Governor Andrew Cuomo’s top aide said this morning that the governor is committed to signing a bill to expand the number of New York City school zone speed cameras before the end of April. The firm stance comes after a plan to expand the number of speed cams in NYC stalled during budget negotiations.
WNYC’s Brian Lehrer asked why speed cameras were cut out of the recent state budget deal, and Cuomo secretary Larry Schwartz responded:
There was a dispute between the Senate and the Assembly regarding speed cameras in Nassau County. So because we needed to get the budget printed, we’ve all agreed that in the month of April, both houses will pass a speed camera bill for New York City, Nassau and Suffolk county. And quite frankly, if there’s anybody else that wants to be included, we’re happy to include them. And we’ll get a bill passed before the end of April and the governor will sign it because he supports speed cameras.
The Assembly is in session Monday, Tuesday, and Wednesday next week, followed by the Senate on April 23 and 24, before both chambers convene for the final three days of the month. Commitment to a timeframe is a very positive indication from the governor, who said on Tuesday only that a speed cam bill would pass “shortly.”
While the news today is good, it could be better.
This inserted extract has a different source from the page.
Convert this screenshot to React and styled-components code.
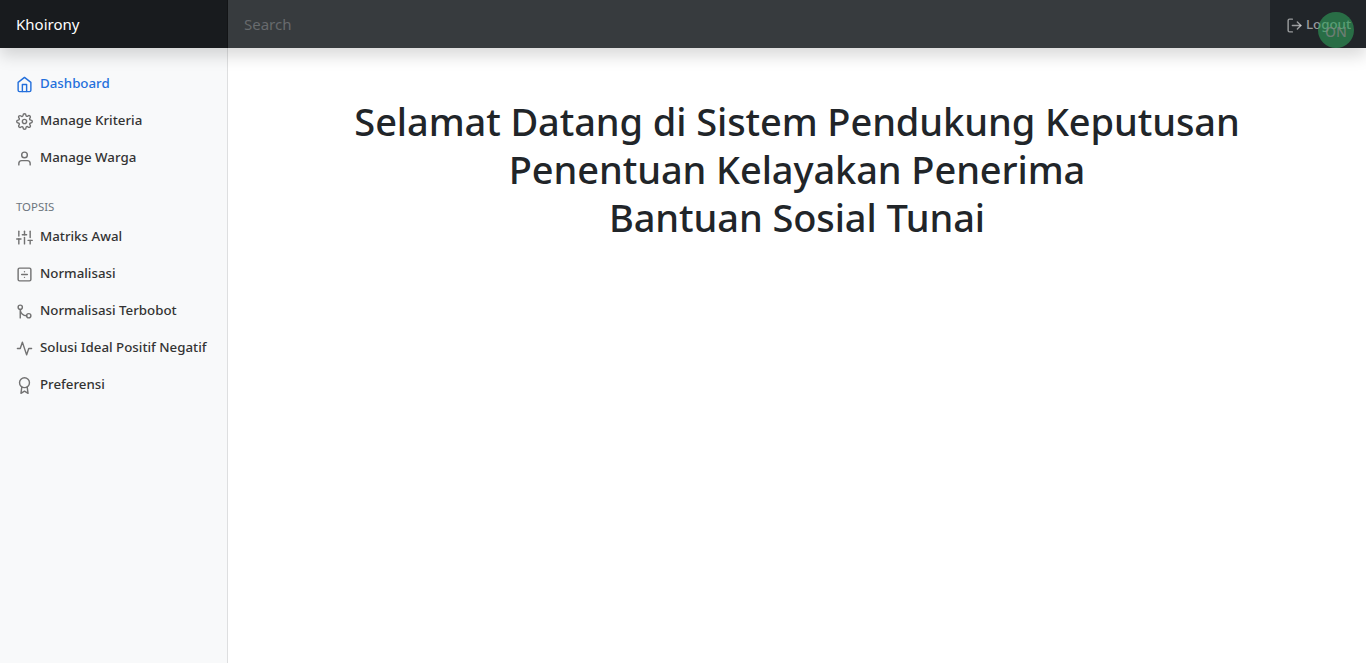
import React from 'react'
import styled, { createGlobalStyle } from 'styled-components'
import { FiHome, FiSettings, FiUser, FiSliders, FiDivideSquare, FiGitMerge, FiActivity, FiAward, FiLogOut } from 'react-icons/fi'

const GlobalStyle = createGlobalStyle`
  * { box-sizing: border-box; }
  html, body { margin: 0; height: 100%; }
  body {
    font-family: "Noto Sans", "Open Sans", Arial, sans-serif;
    font-size: 16px;
    line-height: 1.5;
    color: #212529;
    background: #fff;
  }
`

const Page = styled.div`
  height: 663px;
  overflow: hidden;
  display: flex;
  flex-direction: column;
`

const Topbar = styled.header`
  position: relative;
  z-index: 2;
  flex: 0 0 48px;
  display: flex;
  align-items: stretch;
  background: #212529;
  box-shadow: 0 8px 16px rgba(0, 0, 0, 0.15);
`

const Brand = styled.a`
  flex: 0 0 228px;
  padding-left: 16px;
  display: flex;
  align-items: center;
  font-size: 15px;
  color: #fff;
  background: rgba(0, 0, 0, 0.25);
  box-shadow: inset -1px 0 0 rgba(0, 0, 0, 0.25);
`

const Search = styled.input`
  flex: 1;
  min-width: 0;
  border: 0;
  outline: 0;
  padding: 0 16px;
  font: inherit;
  font-size: 15px;
  color: #fff;
  background: rgba(255, 255, 255, 0.1);
  &::placeholder { color: rgba(255, 255, 255, 0.25); }
`

const LogoutCell = styled.div`
  position: relative;
  flex: 0 0 96px;
  display: flex;
  align-items: center;
  padding: 2px 0 0 16px;
`

const LogoutLink = styled.a`
  display: flex;
  align-items: center;
  gap: 3px;
  font-size: 13.3px;
  font-weight: 500;
  color: rgba(255, 255, 255, 0.55);
  svg { flex: none; }
`

const StatusBadge = styled.span`
  position: absolute;
  top: 12px;
  right: 12px;
  width: 36px;
  height: 36px;
  padding-top: 2px;
  border-radius: 50%;
  display: flex;
  align-items: center;
  justify-content: center;
  font-size: 14px;
  font-weight: 500;
  color: rgba(130, 130, 130, 0.75);
  background: rgba(46, 160, 90, 0.6);
`

const Body = styled.div`
  flex: 1;
  display: flex;
  min-height: 0;
`

const Sidebar = styled.nav`
  flex: 0 0 228px;
  padding-top: 17px;
  background: #f8f9fa;
  box-shadow: inset -1px 0 0 rgba(0, 0, 0, 0.1);
`

const NavList = styled.ul`
  list-style: none;
  margin: 0;
  padding: 0;
`

const NavLink = styled.a`
  display: flex;
  align-items: center;
  gap: 7px;
  height: 37px;
  padding-left: 16px;
  font-size: 13.3px;
  font-weight: 500;
  white-space: nowrap;
  color: ${p => (p.$active ? '#2470dc' : '#333')};
  svg {
    flex: none;
    margin-top: 1px;
    color: ${p => (p.$active ? '#2470dc' : '#727272')};
  }
`

const SectionTitle = styled.h6`
  margin: 22px 0 2px;
  padding: 0 16px;
  height: 18px;
  font-size: 11.4px;
  font-weight: 400;
  line-height: 18px;
  text-transform: uppercase;
  color: #6c757d;
`

const Main = styled.main`
  flex: 1;
  min-width: 0;
  padding-top: 49px;
`

const Heading = styled.h1`
  margin: 0;
  font-size: 38px;
  font-weight: 500;
  line-height: 48px;
  letter-spacing: -0.1px;
  text-align: center;
  color: #212529;
`

const mainItems = [
  { label: 'Dashboard', icon: FiHome, active: true },
  { label: 'Manage Kriteria', icon: FiSettings },
  { label: 'Manage Warga', icon: FiUser },
]

const topsisItems = [
  { label: 'Matriks Awal', icon: FiSliders },
  { label: 'Normalisasi', icon: FiDivideSquare },
  { label: 'Normalisasi Terbobot', icon: FiGitMerge },
  { label: 'Solusi Ideal Positif Negatif', icon: FiActivity },
  { label: 'Preferensi', icon: FiAward },
]

function NavItems({ items }) {
  return (
    <NavList>
      {items.map(({ label, icon: Icon, active }) => (
        <li key={label}>
          <NavLink $active={active}>
            <Icon size={17} />
            {label}
          </NavLink>
        </li>
      ))}
    </NavList>
  )
}

export default function App() {
  return (
    <Page>
      <GlobalStyle />
      <Topbar>
        <Brand>Khoirony</Brand>
        <Search placeholder="Search" />
        <LogoutCell>
          <LogoutLink><FiLogOut size={17} />Logout</LogoutLink>
          <StatusBadge>ON</StatusBadge>
        </LogoutCell>
      </Topbar>
      <Body>
        <Sidebar>
          <NavItems items={mainItems} />
          <SectionTitle>Topsis</SectionTitle>
          <NavItems items={topsisItems} />
        </Sidebar>
        <Main>
          <Heading>
            Selamat Datang di Sistem Pendukung Keputusan<br />
            Penentuan Kelayakan Penerima<br />
            Bantuan Sosial Tunai
          </Heading>
        </Main>
      </Body>
    </Page>
  )
}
The proposals up for debate in Albany keep NYC’s speed cams shackled to a narrow set of streets and turned off most of the time.
Bills sponsored by Speaker Sheldon Silver and Senate Co-Leader Jeff Klein would allow the city to install up to 140 speed cameras, an increase from the current cap of 20 cams. But the bills would also keep in place restrictions that only allow cameras on roads with a school within a quarter-mile and limit operation to school days from 7:00 a.m. to 4:15 p.m. The vast majority of fatal crashes occur outside these hours, and speed is the leading cause of NYC traffic deaths.
The Klein-Silver proposal falls short of other plans to crack down on speeders. A request in the State Senate’s budget, which did not survive to the final budget deal, would have expanded the school zone program to 180 cameras. The Klein-Silver plan also falls far short of Mayor Bill de Blasio’s goal of securing home rule over automated enforcement. (A bill from State Senator Adriano Espaillat would permanently extend the city’s red light camera program but limits them to 150, the number of red light cameras already allowed by Albany.)
Advocacy group Right of Way estimates that NYC would need 1,000 speed cameras to see the level of enforcement that has led to dramatic reductions in traffic fatalities in Washington, DC [PDF]. Expanding the existing speed camera program is a step in the right direction, but is anyone in Albany willing to step up for the robust automated enforcement program New Yorkers need?